» Dataset content
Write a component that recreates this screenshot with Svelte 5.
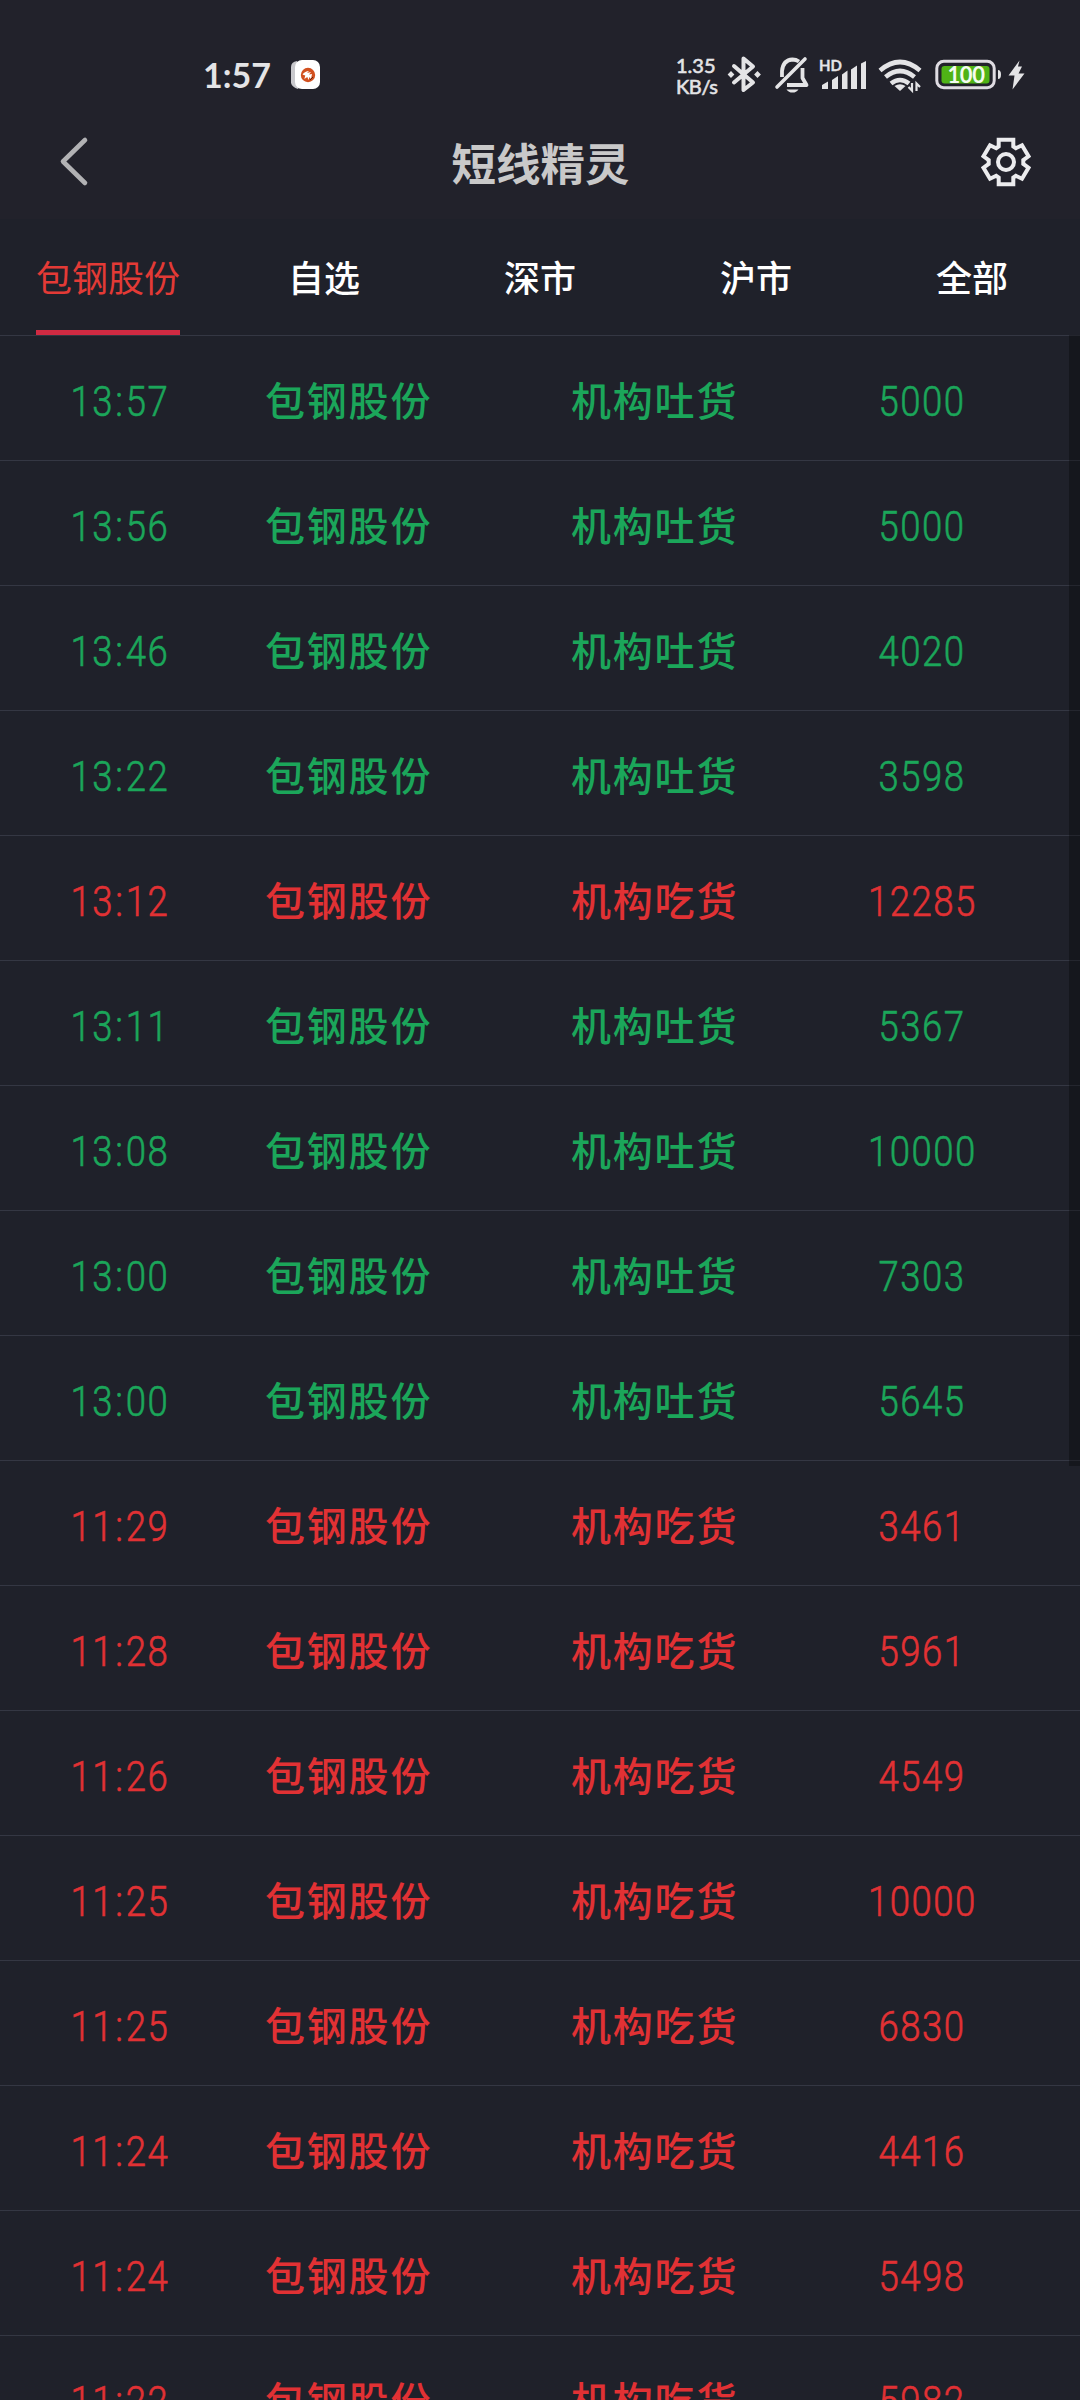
<script>
  const tabs = ['包钢股份', '自选', '深市', '沪市', '全部'];

  const rows = [
    ['13:57', 'sell', '5000'],
    ['13:56', 'sell', '5000'],
    ['13:46', 'sell', '4020'],
    ['13:22', 'sell', '3598'],
    ['13:12', 'buy', '12285'],
    ['13:11', 'sell', '5367'],
    ['13:08', 'sell', '10000'],
    ['13:00', 'sell', '7303'],
    ['13:00', 'sell', '5645'],
    ['11:29', 'buy', '3461'],
    ['11:28', 'buy', '5961'],
    ['11:26', 'buy', '4549'],
    ['11:25', 'buy', '10000'],
    ['11:25', 'buy', '6830'],
    ['11:24', 'buy', '4416'],
    ['11:24', 'buy', '5498'],
    ['11:22', 'buy', '5982'],
  ].map(([time, side, amount]) => ({ time: time.split(':'), side, amount }));
</script>

<div class="screen">
  <header>
    <div class="status">
      <span class="clock">1:57</span>
      <svg class="app" width="32" height="32" viewBox="0 0 32 32">
        <path d="M7 2Q1 3 1 8V24Q2 28 8 30L14 20Z" fill="#c9c9cd" />
        <rect x="5" y="1" width="25" height="29" rx="7" fill="#fff" />
        <circle cx="18" cy="16" r="7.2" fill="#d2501f" />
        <path d="M12.500 15.500Q15 12 19 12l-2 2 4-1-2 2.500 3-.5-1 5-1.500-2-1 3-1.200-3-3 2 1-3.500z" fill="#fff" />
        <path d="M20 21l3-3" stroke="#5a2410" stroke-width="1" />
      </svg>
      <div class="speed"><span>1.35</span><span>KB/s</span></div>
      <svg class="icons" width="310" height="44" viewBox="724 52 310 44" fill="none">
        <!-- bluetooth -->
        <path d="M734 66L753 82.500L743.500 90V58.500L753 66.500L734 82.500" stroke="#e4e4e6" stroke-width="4" stroke-linejoin="round" stroke-linecap="round" />
        <path d="M731 71l3.400 3.500-3.400 3.500-3.400-3.500zM757.500 71l3.400 3.500-3.400 3.500-3.400-3.500z" fill="#e4e4e6" />
        <!-- muted bell -->
        <path d="M782 77V71Q783 60 792.500 59.500Q796 59.500 799 61.500M802.500 68V78L806.500 85H787" stroke="#e4e4e6" stroke-width="3.800" stroke-linejoin="round" />
        <path d="M777 87L805 59" stroke="#e4e4e6" stroke-width="3.600" stroke-linecap="round" />
        <path d="M786.500 89.500H798.500Q796.500 92.600 792.500 92.600T786.500 89.500Z" fill="#e4e4e6" />
        <!-- signal -->
        <path d="M822 85l6-3.500v7.500h-6zM832 80l6-4v13h-6zM842 74.500l5.500-4V89H842zM851 69.500l6-4V89h-6zM861 63.500l5-2.500V89h-5z" fill="#e4e4e6" />
        <!-- wifi -->
        <path d="M880 70.500Q900 53.500 920 70.500M885.500 77Q900 65 914.500 77M891 83.500Q900 76.500 909 83.500" stroke="#e4e4e6" stroke-width="4.600" />
        <path d="M894.500 86Q900 82.500 905.500 86L900 91Z" fill="#e4e4e6" />
        <path d="M912 83V90.500L908.500 87M916.500 91V83.500L920 87" stroke="#e4e4e6" stroke-width="2.200" />
        <!-- battery -->
        <rect x="936.800" y="61.300" width="57.400" height="26.400" rx="7" stroke="#dfdce2" stroke-width="3" />
        <rect x="941.500" y="66" width="48" height="17.500" rx="3" fill="#4fb316" />
        <path d="M998 70Q1001 70 1001 74.500T998 79Z" fill="#e4e4e6" />
        <path d="M1019.500 60.500L1008.500 75.500H1014.500L1012.500 89.500L1024.500 73.500H1018.500L1022 66.500H1018Z" fill="#e4e4e6" />
      </svg>
      <span class="hd">HD</span>
      <span class="charge">100</span>
    </div>
    <div class="bar">
      <svg width="40" height="56" viewBox="0 0 40 56" fill="none">
        <path d="M30 8L8 29.500L30 51" stroke="#b2b2b4" stroke-width="4.600" stroke-linecap="round" stroke-linejoin="round" />
      </svg>
      <h1>短线精灵</h1>
      <svg width="52" height="52" viewBox="-26 -26 52 52" fill="none" stroke="#ececee" stroke-width="4">
        <path d="M-7.300 -22.300H7.300V-15.500L9.800 -13.800L16 -16.700L22.500 -5.700L17.300 -2V2L22.500 5.700L16 16.700L9.800 13.800L7.300 15.500V22.300H-7.300V15.500L-9.800 13.800L-16 16.700L-22.500 5.700L-17.300 2V-2L-22.500 -5.700L-16 -16.700L-9.800 -13.800L-7.300 -15.500Z" />
        <circle r="8" />
      </svg>
    </div>
  </header>

  <nav>
    {#each tabs as tab, i}
      <div class="tab" class:active={i === 0}><span>{tab}</span></div>
    {/each}
  </nav>

  <main>
    {#each rows as row}
      <div class="row {row.side}">
        <span class="num time">{row.time[0]}<i>:</i>{row.time[1]}</span>
        <span class="name">包钢股份</span>
        <span class="event">{row.side === 'sell' ? '机构吐货' : '机构吃货'}</span>
        <span class="num amount">{row.amount}</span>
      </div>
    {/each}
    <div class="scrollbar"></div>
  </main>
</div>

<style>
  :global(body) {
    margin: 0;
    background: #1f212a;
  }
  .screen {
    width: 1080px;
    height: 2400px;
    overflow: hidden;
    display: flex;
    flex-direction: column;
    background: #1f212a;
    font-family: 'Noto Sans CJK SC', sans-serif;
  }
  header {
    height: 219px;
    flex: none;
    background: #22222b;
  }
  .status {
    position: relative;
    height: 108px;
    box-sizing: border-box;
    padding: 44px 46px 0 203px;
    display: flex;
    color: #e4e4e6;
  }
  .clock {
    width: 87px;
    font: 700 34px/61px Lato, sans-serif;
  }
  .app {
    margin-top: 15px;
  }
  .speed {
    display: flex;
    flex-direction: column;
    margin: 9px 0 0 354px;
    width: 48px;
    font: 400 20px/22px Lato, sans-serif;
    letter-spacing: -0.4px;
    -webkit-text-stroke: 0.6px #e4e4e6;
  }
  .speed span:first-child {
    padding-top: 1px;
    letter-spacing: 0;
  }
  .speed span:last-child {
    margin-top: -1px;
  }
  .icons {
    margin-top: 8px;
    flex: none;
  }
  .hd {
    position: absolute;
    left: 819px;
    top: 56px;
    font: 700 15px/18px Lato, sans-serif;
    -webkit-text-stroke: 0.3px #e4e4e6;
  }
  .charge {
    position: absolute;
    left: 942px;
    width: 48px;
    top: 63px;
    text-align: center;
    font: 700 22px/24px Lato, sans-serif;
    color: #f4fbf0;
    letter-spacing: -0.5px;
  }
  .bar {
    height: 108px;
    padding: 0 48px 0 55px;
    display: flex;
    align-items: center;
    justify-content: space-between;
  }
  .bar svg {
    margin-top: -1px;
  }
  .bar svg:first-child {
    margin-top: -5px;
  }
  h1 {
    margin: 0;
    padding-left: 6px;
    font-size: 44.5px;
    font-weight: 700;
    line-height: 60px;
    color: #c9c9c9;
  }
  nav {
    height: 116px;
    flex: none;
    display: grid;
    grid-template-columns: repeat(5, 216px);
    font-size: 36px;
    font-weight: 500;
    color: #fff;
  }
  .tab {
    display: flex;
    justify-content: center;
  }
  .tab span {
    line-height: 115px;
    height: 111px;
  }
  .active {
    color: #e33a36;
    font-weight: 400;
  }
  .active span {
    border-bottom: 5px solid #d02a42;
  }
  main {
    position: relative;
  }
  .row {
    height: 124px;
    box-sizing: content-box;
    border-top: 1px solid #343743;
    display: grid;
    grid-template-columns: 240px 215px 397px 140px;
    align-items: center;
    font-size: 40px;
    font-weight: 500;
    line-height: 60px;
    color: #e13134;
  }
  .sell {
    color: #1ba65a;
  }
  .name,
  .event {
    padding-top: 2px;
    letter-spacing: 1.8px;
    white-space: nowrap;
  }
  .name {
    padding-left: 25px;
  }
  .event {
    padding-left: 116px;
  }
  .num {
    justify-self: center;
    padding-top: 8px;
    font-family: Roboto, sans-serif;
    font-size: 42px;
    font-weight: 300;
    letter-spacing: 1.7px;
    -webkit-text-stroke: 0.6px currentColor;
    transform: scaleX(0.87);
  }
  .num i {
    font-style: normal;
    margin: 0 1.500px;
  }
  .scrollbar {
    position: absolute;
    top: 0;
    right: 0;
    width: 11px;
    height: 1131px;
    background: rgba(0, 0, 0, 0.3);
  }
</style>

» Exercise
Please extract exactly the lines of the data, from the first through the line containing "const tabs = ['包钢股份', '自选', '深市', '沪市', '全部'];", and add no pictures to the copy.

» Result
Write a component that recreates this screenshot with Svelte 5.
<script>
  const tabs = ['包钢股份', '自选', '深市', '沪市', '全部'];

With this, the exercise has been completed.